Esto es lo que ocurre cuando se ve la desesperación con la que miles de refugiados sirios tratan de dejar atrás las miserias de la guerra que corroe su país en busca del Dorado europeo. No son ni mejores ni peores que otros inmigrantes que llevamos años, décadas, viendo por televisión, pero la magnitud que está alcanzando el éxodo sirio -y libio, afgano o iraquí- tiene absolutamente desbordada a la vieja Europa. Mientras aquí apuramos los últimos sorbos del verano, allí nadan cuanto sea necesario para escapar del horror. La guerra en Oriente Próximo, la extensión del Estado Islámico con su bárbaro modo de gobierno, ha sacado a cientos de miles de personas de sus casas. Huyen del genocidio, de la persecución religiosa, de la concepción más extrema y arcaica que se pueda tener de la vida humana. Como lo hicieran los tutsis en Ruanda, los bosnios en Srebrenica, los judíos de toda Europa. Huyen despavoridos.

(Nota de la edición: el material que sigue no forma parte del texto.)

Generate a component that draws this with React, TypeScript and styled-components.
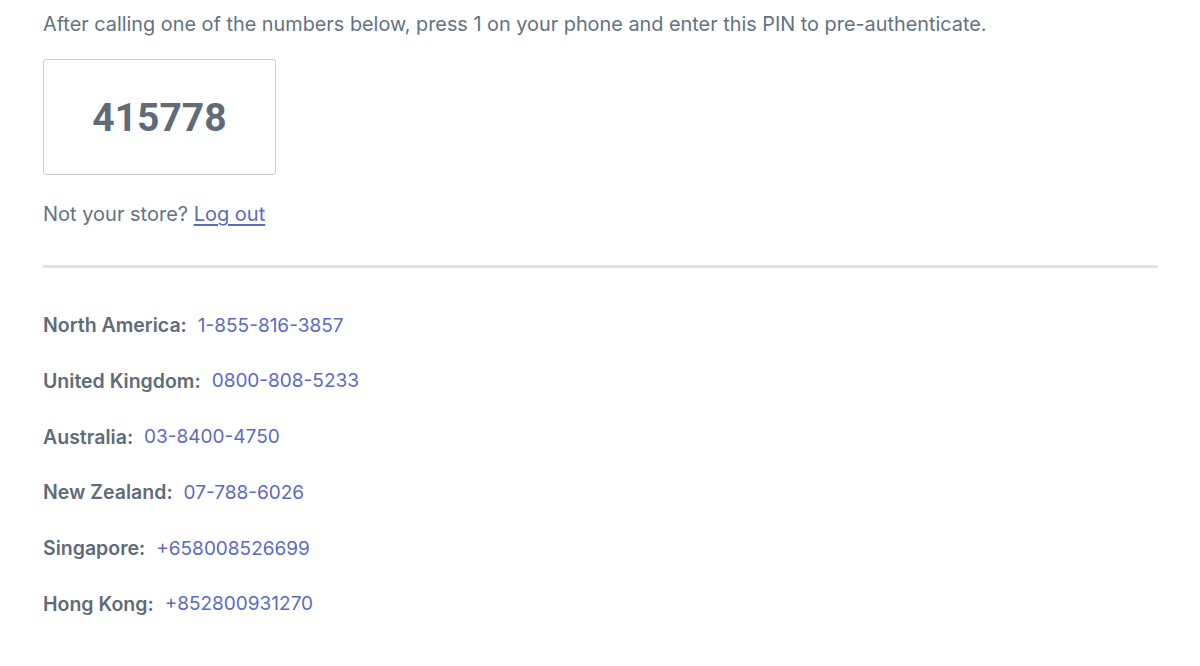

Y mientras, aquí, en la vieja Europa, en la cuna de la democracia y la civilización, continuamos mirando hacia otra parte. Respondiendo al exterminio con barreras de alambre, con fronteras cerradas, con policías, gases lacrimógenos y porras. Con ministros de estados miembros que cierran acuerdos millonarios para convertir un túnel en búnker impenetrable desde el que impedir que nadie venga a turbar al ciudadano europeo. Seguimos pendientes de la bolsa, del desatino griego y de las ocurrencias políticas, mientras a escasos cientos de kilómetros de nuestra tranquila existencia hay unos salvajes que amenazan con llevarnos a una crisis en la que la presión migratoria reviente todos los diques de contención. Una vez más, Europa permanece miope ante el dolor ajeno. Miope y agarrotada, incapaz de dar soluciones y confiada en que el tiempo, las bombas del amigo americano y la suerte pongan fin a la tragedia.
Pero la cosa no es así. Europa no puede actuar como el niño pequeño que cierra los ojos para no ver lo que no le gusta. Europa debe reaccionar cuanto antes y tomar medidas. Poner orden al caos en el que se ha convertido Oriente Próximo, implicarse en solucionar unas guerras que sabemos dónde comenzaron pero ignoramos dónde pueden terminar. La locura impuesta en Mosul, Palmira o Alepo conduce a las fronteras de Grecia, de Macedonia, al Eurotúnel, al Estrecho... Mientras al otro lado del Mediterráneo unos matan para imponer la Edad Media, aquí giramos la mirada incapaces de admitir que la solución al dolor, la miseria y el sufrimiento es la que es y cuesta lo que cuesta. Porque si Europa no actúa alguien vendrá a quitarle las manos de los ojos y mostrarle cuán dura puede ser la realidad. Lo que allí ocurre aquí afecta y, a menos que comencemos a darnos cuenta, lo que ahora es un problema de fronteras puede ser mañana un conflicto irresoluble. Europa no puede mirar a otro lado.